Study a language or study a culture and you find there are many ways that humans describe their experience, ways they describe the infinite. Today in the NY Times, I read that Bill Gates has purchased the video rights for Richard Feynman's 1964 Series of Cornell Physics Lectures. It's called Project Tuva and is online now.
I started watching the 55 minute segment titled The Relationship between Mathematics and Physics. In it Feynman says, (12 :20) and (14:05)
"It is impossible to answer really, honestly in the way a person can feel, to explain the beauties of the laws of nature without having a deep understanding of mathematics."
"Mathematics is not just a language. Mathematics is a language plus reasoning. Mathematics is a tool for reasoning. It is in fact a big collection of the results of some persons careful thought and reasoning. By mathematics it is possible to connect one statement with another."
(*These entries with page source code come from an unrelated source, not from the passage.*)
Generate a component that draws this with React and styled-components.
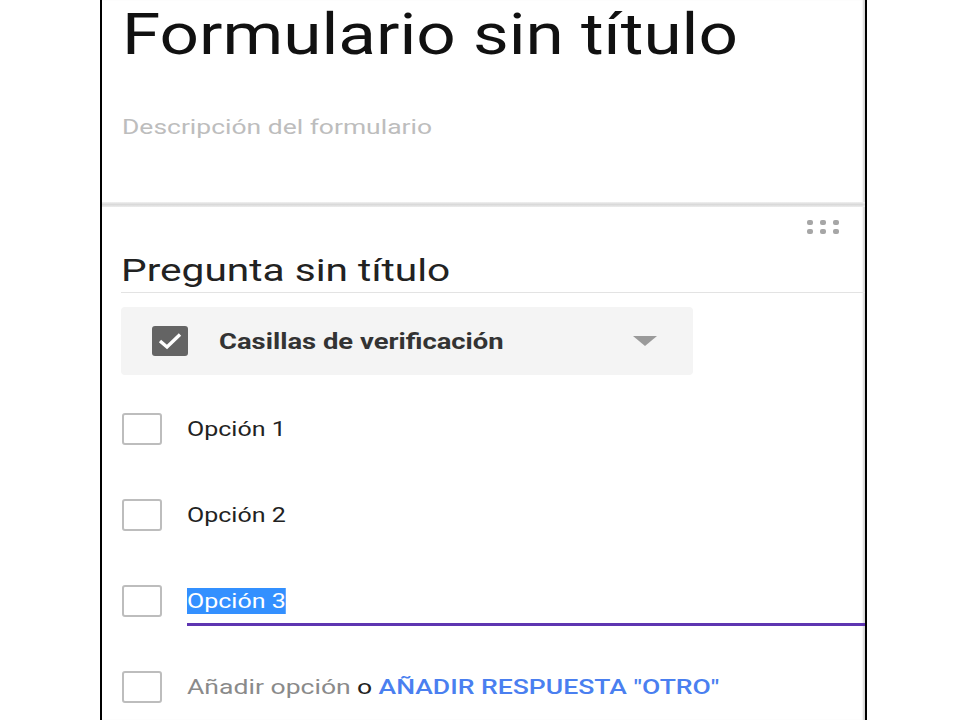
import React from 'react';
import styled, { createGlobalStyle } from 'styled-components';

const GlobalStyle = createGlobalStyle`
  html, body {
    margin: 0;
    padding: 0;
    background: #fff;
  }
  body {
    font-family: Roboto, "Noto Sans", Arial, sans-serif;
  }
`;

const Page = styled.div`
  width: 960px;
  height: 720px;
  overflow: hidden;
  background: #fff;
`;

const Card = styled.div`
  margin-left: 100px;
  width: 767px;
  height: 720px;
  box-sizing: border-box;
  border-left: 2px solid #000;
  border-right: 2px solid #000;
  box-shadow: inset -3px 0 2px -1px #d6d6d6;
  overflow: hidden;
`;

const Wide = styled.span`
  display: inline-block;
  white-space: nowrap;
  transform: scaleX(${(props) => props.$k || 1.2});
  transform-origin: left center;
`;

const Header = styled.div`
  padding: 0 0 0 20px;
  height: 202px;
  box-sizing: border-box;
`;

const Title = styled.h1`
  margin: 0;
  font-size: 58px;
  font-weight: 400;
  color: #111;
  line-height: normal;
`;

const Description = styled.div`
  margin-top: 47px;
  font-size: 21px;
  color: #bdbdbd;
`;

const Divider = styled.div`
  height: 5px;
  background: linear-gradient(#f0f0f0, #d9d9d9 50%, #ececec);
`;

const Question = styled.div`
  padding-left: 19px;
  display: flex;
  flex-direction: column;
`;

const DragHandle = styled.div`
  align-self: flex-end;
  margin: 13px 26px 0 0;
  display: grid;
  grid-template-columns: repeat(3, 6px);
  grid-auto-rows: 5px;
  column-gap: 7px;
  row-gap: 4px;
`;

const Dot = styled.span`
  background: #a6a6a6;
  border-radius: 2px;
`;

const QuestionTitle = styled.div`
  margin-top: 17px;
  font-size: 32px;
  color: #222;
  padding-bottom: 3px;
  border-bottom: 1px solid #e3e3e3;
`;

const TypeSelect = styled.div`
  margin-top: 14px;
  width: 572px;
  height: 68px;
  box-sizing: border-box;
  padding: 0 36px 0 31px;
  background: #f4f4f4;
  border-radius: 4px;
  display: flex;
  align-items: center;
`;

const TypeIcon = styled.span`
  width: 36px;
  height: 30px;
  border-radius: 3px;
  background: #646464;
  display: flex;
  align-items: center;
  justify-content: center;
`;

const TypeLabel = styled.span`
  flex: 1;
  margin-left: 31px;
  font-size: 22px;
  font-weight: 700;
  color: #333;
`;

const Caret = styled.span`
  width: 0;
  height: 0;
  border-left: 12px solid transparent;
  border-right: 12px solid transparent;
  border-top: 10px solid #9a9a9a;
`;

const Options = styled.div`
  margin-top: 11px;
  display: flex;
  flex-direction: column;
`;

const OptionRow = styled.div`
  height: 86px;
  display: flex;
  align-items: center;
`;

const Box = styled.span`
  width: 40px;
  height: 32px;
  box-sizing: border-box;
  margin-left: 1px;
  border: 2px solid #bdbdbd;
  border-radius: 3px;
  flex-shrink: 0;
`;

const OptionField = styled.div`
  position: relative;
  flex: 1;
  margin-left: 25px;
  height: 32px;
  display: flex;
  align-items: center;
  font-size: 21px;
  color: ${(props) => (props.muted ? '#8a8a8a' : '#222')};

  &::after {
    content: '';
    display: ${(props) => (props.active ? 'block' : 'none')};
    position: absolute;
    left: 0;
    right: 0;
    bottom: -9px;
    height: 3px;
    background: #5e35b1;
  }
`;

const Selected = styled.span`
  background: #3390ff;
  color: #fff;
  padding: 1px 0;
`;

const Or = styled.span`
  color: #222;
  margin: 0 5px;
`;

const OtherLink = styled.span`
  color: #4a7ff0;
  font-weight: 500;
`;

const App = () => {
  return (
    <Page>
      <GlobalStyle />
      <Card>
        <Header>
          <Title>
            <Wide $k={1.194}>Formulario sin título</Wide>
          </Title>
          <Description>
            <Wide $k={1.26}>Descripción del formulario</Wide>
          </Description>
        </Header>
        <Divider />

        <Question>
          <DragHandle>
            {[0, 1, 2, 3, 4, 5].map((i) => (
              <Dot key={i} />
            ))}
          </DragHandle>
          <QuestionTitle>
            <Wide $k={1.27}>Pregunta sin título</Wide>
          </QuestionTitle>

          <TypeSelect>
            <TypeIcon>
              <svg width="26" height="20" viewBox="0 0 26 20">
                <path d="M3 10l7 6L23 3.5" fill="none" stroke="#fff" strokeWidth="3.4" />
              </svg>
            </TypeIcon>
            <TypeLabel>
              <Wide $k={1.245}>Casillas de verificación</Wide>
            </TypeLabel>
            <Caret />
          </TypeSelect>

          <Options>
            <OptionRow>
              <Box />
              <OptionField>
                <Wide $k={1.19}>Opción 1</Wide>
              </OptionField>
            </OptionRow>
            <OptionRow>
              <Box />
              <OptionField>
                <Wide $k={1.19}>Opción 2</Wide>
              </OptionField>
            </OptionRow>
            <OptionRow>
              <Box />
              <OptionField active>
                <Wide $k={1.19}>
                  <Selected>Opción 3</Selected>
                </Wide>
              </OptionField>
            </OptionRow>
            <OptionRow>
              <Box />
              <OptionField muted>
                <Wide $k={1.265}>
                  Añadir opción<Or>o</Or>
                  <OtherLink>AÑADIR RESPUESTA "OTRO"</OtherLink>
                </Wide>
              </OptionField>
            </OptionRow>
          </Options>
        </Question>
      </Card>
    </Page>
  );
};

export default App;
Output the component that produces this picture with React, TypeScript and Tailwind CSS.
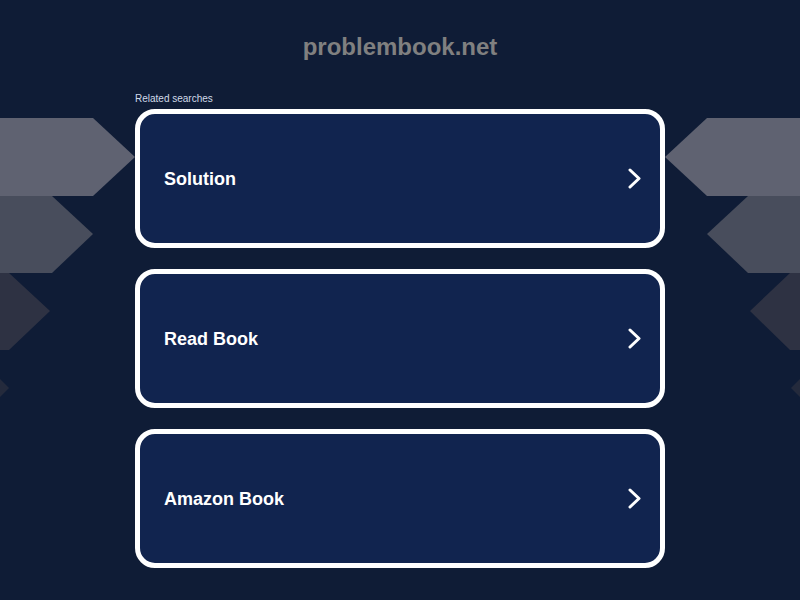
const searches = ['Solution', 'Read Book', 'Amazon Book'];

const shapes = [
  { fill: '#5f6271', left: '0,118 93,118 135,157 93,196 0,196', right: '800,118 707,118 665,157 707,196 800,196' },
  { fill: '#484d5c', left: '0,196 52,196 93,234 52,273 0,273', right: '800,196 748,196 707,234 748,273 800,273' },
  { fill: '#2e3243', left: '0,273 9,273 50,311 9,350 0,350', right: '800,273 790,273 750,311 790,350 800,350' },
  { fill: '#242a3c', left: '0,379 9,388 0,397', right: '800,379 791,388 800,397' },
];

const Chevron = () => (
  <svg width="14" height="21" viewBox="0 0 14 21" fill="none">
    <path d="M2 2 L11 10.5 L2 19" stroke="white" strokeWidth="3" strokeLinecap="round" strokeLinejoin="round" />
  </svg>
);

const App = () => {
  return (
    <div className="relative h-screen w-full overflow-hidden bg-[#0f1c36] font-['Liberation_Sans',Arial,sans-serif]">
      {/* background arrows */}
      <svg className="absolute inset-0" width="800" height="600" viewBox="0 0 800 600">
        {shapes.map((s, i) => (
          <g key={i} fill={s.fill}>
            <polygon points={s.left} />
            <polygon points={s.right} />
          </g>
        ))}
      </svg>

      <div className="relative mx-auto flex w-[530px] flex-col pt-[33px]">
        <h1 className="text-center text-[24px] font-bold leading-[28px] text-[#808080]">problembook.net</h1>

        <p className="mt-[32px] mb-[4px] text-[10px] leading-[12px] text-[#d0dae8]">Related searches</p>

        <ul className="flex flex-col gap-[21px]">
          {searches.map((item) => (
            <li key={item}>
              <a
                href="#"
                className="flex h-[139px] items-center justify-between rounded-[20px] border-[5px] border-white bg-[#11244f] pl-6 pr-[18px]"
              >
                <span className="pt-[2px] text-[18px] font-bold text-white">{item}</span>
                <Chevron />
              </a>
            </li>
          ))}
        </ul>
      </div>
    </div>
  );
};

export default App;
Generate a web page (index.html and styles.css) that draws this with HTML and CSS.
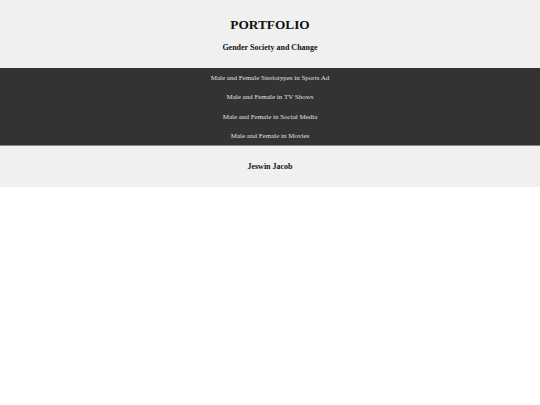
FILE: index.html
```html
<!DOCTYPE html>
<html>
<head>
<meta charset="utf-8">
<link rel="stylesheet" href="styles.css">
</head>
<body>
<header class="header">
  <h1 class="title">PORTFOLIO</h1>
  <h2 class="subtitle">Gender Society and Change</h2>
</header>
<nav class="nav">
  <a class="nav-item" href="#">Male and Female Steriotypes in Sports Ad</a>
  <a class="nav-item" href="#">Male and Female in TV Shows</a>
  <a class="nav-item" href="#">Male and Female in Social Media</a>
  <a class="nav-item" href="#">Male and Female in Movies</a>
</nav>
<footer class="footer">
  <h3 class="author">Jeswin Jacob</h3>
</footer>
</body>
</html>
```
FILE: styles.css
```css
html, body {
  margin: 0;
  padding: 0;
  background: #ffffff;
  font-family: "Liberation Serif", "Times New Roman", serif;
}
.header {
  background: #f0f0f0;
  height: 68px;
  display: flex;
  flex-direction: column;
  align-items: center;
  box-sizing: border-box;
  padding-top: 17px;
}
.title {
  margin: 0;
  font-size: 13.3px;
  line-height: 16px;
  font-weight: bold;
  color: #111;
}
.subtitle {
  margin: 10px 0 0;
  font-size: 8px;
  line-height: 10px;
  font-weight: bold;
  color: #111;
}
.nav {
  background: #333333;
  height: 78px;
  border-bottom: 1px solid #888;
  display: flex;
  flex-direction: column;
  align-items: center;
  box-sizing: border-box;
  padding-top: 1px;
}
.nav-item {
  display: block;
  color: #e0e0e0;
  text-decoration: none;
  font-size: 7px;
  line-height: 19.4px;
}
.footer {
  background: #f0f0f0;
  height: 41px;
  display: flex;
  align-items: center;
  justify-content: center;
}
.author {
  margin: 0;
  font-size: 8px;
  font-weight: bold;
  color: #111;
}
```
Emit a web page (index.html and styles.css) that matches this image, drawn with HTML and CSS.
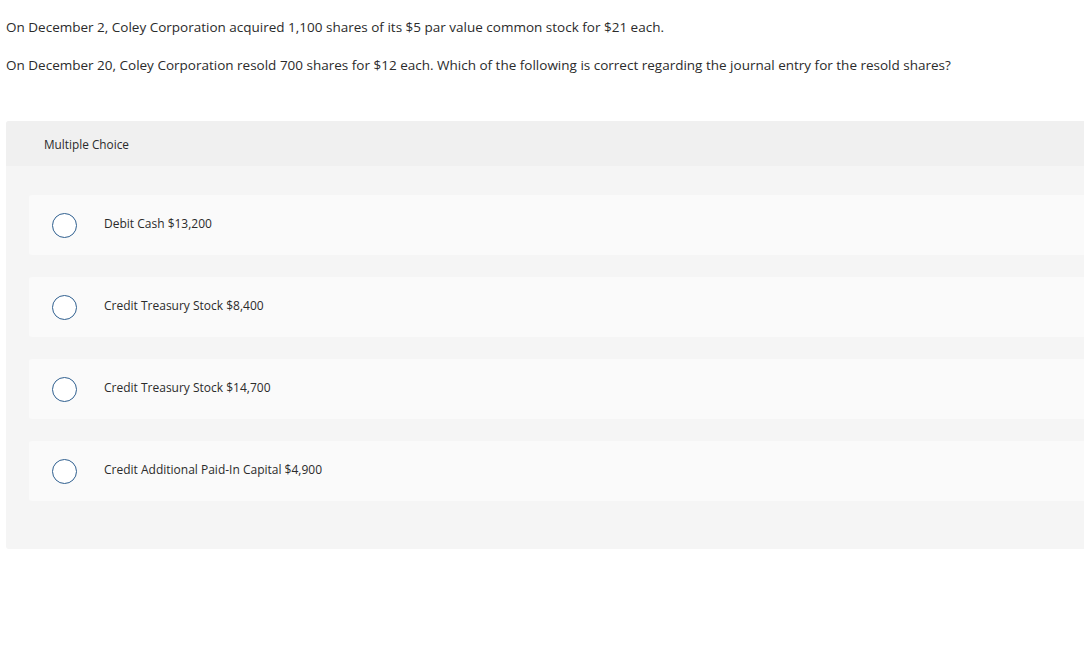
FILE: index.html
```html
<!DOCTYPE html>
<html>
<head>
<meta charset="utf-8">
<link rel="stylesheet" href="styles.css">
</head>
<body>
<div class="question">
  <p class="q-line q-first">On December 2, Coley Corporation acquired 1,100 shares of its $5 par value common stock for $21 each.</p>
  <p class="q-line q-second">On December 20, Coley Corporation resold 700 shares for $12 each. Which of the following is correct regarding the journal entry for the resold shares?</p>
</div>
<div class="mc">
  <div class="mc-header">Multiple Choice</div>
  <div class="mc-body">
    <div class="option"><span class="radio"></span><span class="label">Debit Cash $13,200</span></div>
    <div class="option"><span class="radio"></span><span class="label">Credit Treasury Stock $8,400</span></div>
    <div class="option"><span class="radio"></span><span class="label">Credit Treasury Stock $14,700</span></div>
    <div class="option"><span class="radio"></span><span class="label">Credit Additional Paid-In Capital $4,900</span></div>
  </div>
</div>
</body>
</html>
```
FILE: styles.css
```css
html, body {
  margin: 0;
  padding: 0;
  background: #fff;
}
body {
  padding-left: 6px;
  font-family: "Open Sans", Lato, "Liberation Sans", sans-serif;
  color: #2b2b2b;
}
.question {
  padding-top: 18px;
}
.q-line {
  margin: 0;
  font-size: 13.5px;
  line-height: 18px;
}
.q-second {
  margin-top: 20px;
}
.mc {
  margin-top: 47px;
  background: #f5f5f5;
  border-radius: 3px 0 0 3px;
  padding-bottom: 48px;
}
.mc-header {
  height: 45px;
  background: #f0f0f0;
  display: flex;
  align-items: center;
  padding-left: 38px;
  font-size: 11.8px;
  border-radius: 3px 0 0 0;
}
.mc-body {
  padding-top: 29px;
  padding-left: 23px;
  display: flex;
  flex-direction: column;
  gap: 22px;
}
.option {
  height: 60px;
  background: #fafafa;
  border-radius: 3px 0 0 3px;
  display: flex;
  align-items: center;
  padding-left: 23px;
}
.radio {
  width: 23px;
  height: 23px;
  border: 1.5px solid #2f5f8f;
  border-radius: 50%;
  background: #fff;
  flex: none;
}
.label {
  margin-left: 27px;
  font-size: 12px;
  line-height: 16px;
  margin-top: -2px;
}
```
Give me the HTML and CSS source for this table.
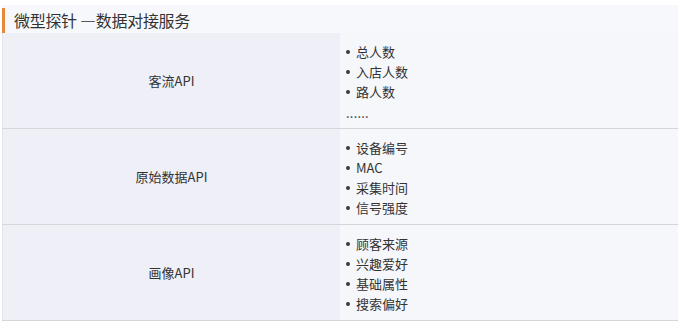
FILE: index.html
```html
<!DOCTYPE html>
<html lang="zh-CN">
<head>
<meta charset="utf-8">
<link rel="stylesheet" href="styles.css">
</head>
<body>
<div class="panel">
  <h2 class="title">微型探针 —数据对接服务</h2>
  <div class="table">
    <div class="row">
      <div class="label">客流API</div>
      <div class="items">
        <ul>
          <li>总人数</li>
          <li>入店人数</li>
          <li>路人数</li>
        </ul>
        <div class="more">......</div>
      </div>
    </div>
    <div class="row">
      <div class="label">原始数据API</div>
      <div class="items">
        <ul>
          <li>设备编号</li>
          <li>MAC</li>
          <li>采集时间</li>
          <li>信号强度</li>
        </ul>
      </div>
    </div>
    <div class="row">
      <div class="label">画像API</div>
      <div class="items">
        <ul>
          <li>顾客来源</li>
          <li>兴趣爱好</li>
          <li>基础属性</li>
          <li>搜索偏好</li>
        </ul>
      </div>
    </div>
  </div>
</div>
</body>
</html>
```
FILE: styles.css
```css
html, body {
  margin: 0;
  padding: 0;
  background: #ffffff;
}
body {
  font-family: "Noto Sans CJK SC", "Microsoft YaHei", sans-serif;
  color: #333333;
}
.panel {
  margin: 5px 7px 0 2px;
  background: #f7f8fb;
  padding-top: 3px;
}
.title {
  margin: 0;
  border-left: 3px solid #e9883a;
  padding-left: 9px;
  height: 25px;
  line-height: 24px;
  font-size: 16px;
  font-weight: normal;
  letter-spacing: -0.3px;
  color: #333333;
}
.table {
  display: flex;
  flex-direction: column;
}
.row {
  display: grid;
  grid-template-columns: 338px 1fr;
  border-bottom: 1px solid #d5d6dc;
  height: 95px;
}
.label {
  background: #eeeff7;
  display: flex;
  align-items: center;
  justify-content: center;
  font-size: 13px;
  border-left: 1px solid #e4e5ee;
}
.items {
  background: #f6f7fb;
  padding: 9px 0 0 6px;
  font-size: 13px;
  line-height: 20px;
}
.items ul {
  margin: 0;
  padding: 0;
  list-style: none;
}
.items li {
  display: flex;
  align-items: center;
  gap: 6px;
}
.items li::before {
  content: "";
  width: 4px;
  height: 4px;
  border-radius: 50%;
  background: #3a3a3a;
  flex: none;
}
.more {
  letter-spacing: 0.2px;
  line-height: 22px;
}
```
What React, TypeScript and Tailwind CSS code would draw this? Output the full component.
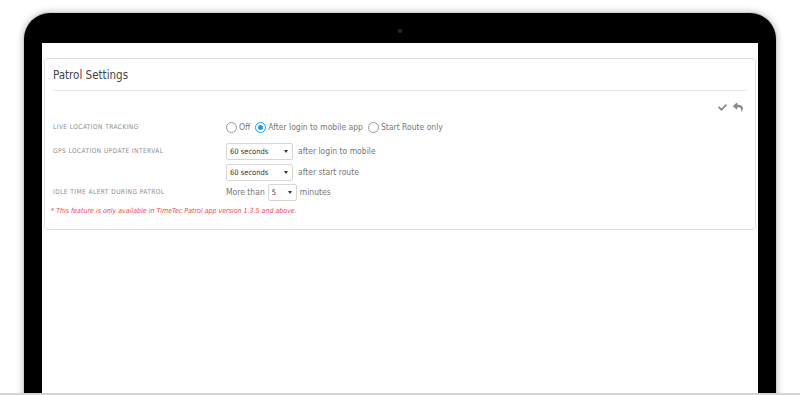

Knowing that the Universe operates with specific and repeating laws, mathematics is a way to describe that operation, to understand the laws of nature. And the linking of that reasoning helps us predict with greater understanding how things work. It is a way to describe the the unknown, the infinite. When I was a student, we were proud that our discipline was one of the few that had theoretical footing for that predicted how things worked and at the same time, included teams of experiments designed to check the theory. Each aspect pushing the other to greater understanding.
Feynman is eloquent and animated in his explanations. Gates explained that if he had seen these lectures as a college student he might have been a physicist rather then leaving Harvard and becoming a software entrepreneur. And best of all you don't need a science background or PhD to appreciate Feynman's arguments describing nature.